3. What has been your favorite experience during your visits to Bolivia?

That is a tough one. We have taken four teams to Bolivia and the experiences each time and with every team were amazing. Getting to work with the NGOs SIFAT and CENATEC, and community members and farmers in Quesimpuco has been rewarding and fruitful. A lot of the excitement and meaning of the experiences were captured in the 2012 video. I guess one of my favorite experiences was during the 2012 trip walking back on an Andean trail one evening from the irrigation job site with Auburn Engineering alumna Melissa Herkt and her stopping dead in her tracks and saying, "Do you realize we just greeted several farmers, stopped to let sheep and donkeys pass and it didn't seem the least bit out of the ordinary?" It's kind of neat how we work closely with them year-round and have visited enough that we have familiarity and trust with the people there.

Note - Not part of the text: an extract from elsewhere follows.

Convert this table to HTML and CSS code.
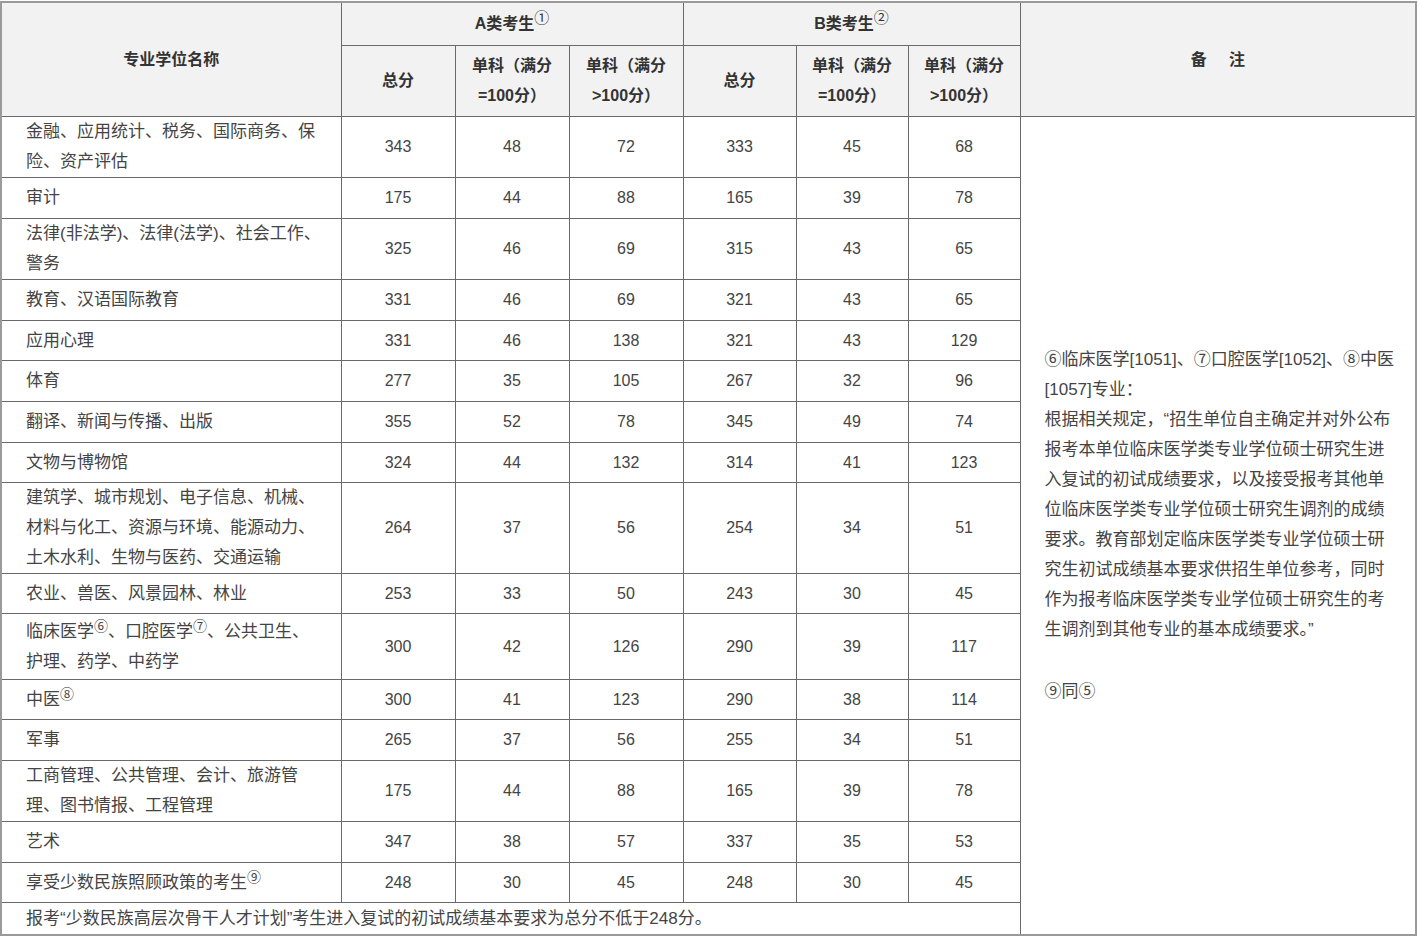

4. Why is it important for Auburn students and faculty to be involved in other countries?

I think it is important because we are a global society. We can be in Bolivia in a few hours; Uganda in a few more. All of our faces can pop up on screens and we have discussions instantaneously.

I think it is important because it is unavoidable and becoming almost a "natural" part of a week. So having purposeful components of education aimed at development of global and cross-culture interactions is not optional now – it should be expected, but in concert with interactions with people in the room with you, a few streets over, a town a few miles away, etc.

5. What's your favorite Auburn football memory?

Interestingly, my favorite Auburn football memory did not occur here on campus. In 2010, my whole extended family rented a cabin in Gatlinburg, Tenn., for Thanksgiving weekend. My dad, mom, son, daughter, sister, her daughter, my brother and his family all came together and we had a great weekend together. The house we rented on a hillside had an open floor plan with TVs on several floors, but nowhere for us all to watch together, so we could hear but not see each other. And you probably remember the game – quite depressing start and it looked like our season was going to be squashed, trailing Alabama by 24.

Unpleasant comments were flying from floor to floor. Then the discipline, magic and Cam happened, and a whole new set of comments flying floor to floor – we could hear hooting and hollering from other cabins. In 2010 we had no Auburn alumni in the family (my daughter Kate is a sophomore now) but we were "All Auburn" just the same and to this day, we still talk about how much fun we had watching that game.